#### EXERCISE DESCRIPTION:
Write out the listing beneath this instruction in its entirety, exactly as it reads.

################

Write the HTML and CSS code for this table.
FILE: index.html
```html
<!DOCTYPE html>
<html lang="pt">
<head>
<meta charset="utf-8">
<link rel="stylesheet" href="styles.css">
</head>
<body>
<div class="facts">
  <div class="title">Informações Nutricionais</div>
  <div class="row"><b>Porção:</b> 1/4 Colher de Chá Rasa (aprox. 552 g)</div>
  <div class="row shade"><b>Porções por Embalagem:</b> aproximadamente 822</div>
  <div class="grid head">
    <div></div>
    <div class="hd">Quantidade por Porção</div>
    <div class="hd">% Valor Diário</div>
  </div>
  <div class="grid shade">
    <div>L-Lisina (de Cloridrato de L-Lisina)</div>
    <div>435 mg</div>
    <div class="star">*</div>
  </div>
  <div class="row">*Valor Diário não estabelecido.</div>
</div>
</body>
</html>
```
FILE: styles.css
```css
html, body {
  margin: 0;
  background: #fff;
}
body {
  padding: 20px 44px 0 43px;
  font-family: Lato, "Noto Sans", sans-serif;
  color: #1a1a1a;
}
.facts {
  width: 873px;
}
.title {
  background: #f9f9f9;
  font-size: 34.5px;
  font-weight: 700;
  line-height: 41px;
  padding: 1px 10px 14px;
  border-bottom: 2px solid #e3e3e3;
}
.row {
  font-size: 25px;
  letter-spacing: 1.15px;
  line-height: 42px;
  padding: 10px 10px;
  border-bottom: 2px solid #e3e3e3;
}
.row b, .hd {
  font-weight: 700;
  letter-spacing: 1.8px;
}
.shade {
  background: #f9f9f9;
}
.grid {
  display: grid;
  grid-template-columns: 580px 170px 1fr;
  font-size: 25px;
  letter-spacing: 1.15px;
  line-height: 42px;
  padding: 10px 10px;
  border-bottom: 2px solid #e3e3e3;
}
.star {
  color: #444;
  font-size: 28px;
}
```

################

#### THE SOLUTION:
Write the HTML and CSS code for this table.
FILE: index.html
```html
<!DOCTYPE html>
<html lang="pt">
<head>
<meta charset="utf-8">
<link rel="stylesheet" href="styles.css">
</head>
<body>
<div class="facts">
  <div class="title">Informações Nutricionais</div>
  <div class="row"><b>Porção:</b> 1/4 Colher de Chá Rasa (aprox. 552 g)</div>
  <div class="row shade"><b>Porções por Embalagem:</b> aproximadamente 822</div>
  <div class="grid head">
    <div></div>
    <div class="hd">Quantidade por Porção</div>
    <div class="hd">% Valor Diário</div>
  </div>
  <div class="grid shade">
    <div>L-Lisina (de Cloridrato de L-Lisina)</div>
    <div>435 mg</div>
    <div class="star">*</div>
  </div>
  <div class="row">*Valor Diário não estabelecido.</div>
</div>
</body>
</html>
```
FILE: styles.css
```css
html, body {
  margin: 0;
  background: #fff;
}
body {
  padding: 20px 44px 0 43px;
  font-family: Lato, "Noto Sans", sans-serif;
  color: #1a1a1a;
}
.facts {
  width: 873px;
}
.title {
  background: #f9f9f9;
  font-size: 34.5px;
  font-weight: 700;
  line-height: 41px;
  padding: 1px 10px 14px;
  border-bottom: 2px solid #e3e3e3;
}
.row {
  font-size: 25px;
  letter-spacing: 1.15px;
  line-height: 42px;
  padding: 10px 10px;
  border-bottom: 2px solid #e3e3e3;
}
.row b, .hd {
  font-weight: 700;
  letter-spacing: 1.8px;
}
.shade {
  background: #f9f9f9;
}
.grid {
  display: grid;
  grid-template-columns: 580px 170px 1fr;
  font-size: 25px;
  letter-spacing: 1.15px;
  line-height: 42px;
  padding: 10px 10px;
  border-bottom: 2px solid #e3e3e3;
}
.star {
  color: #444;
  font-size: 28px;
}
```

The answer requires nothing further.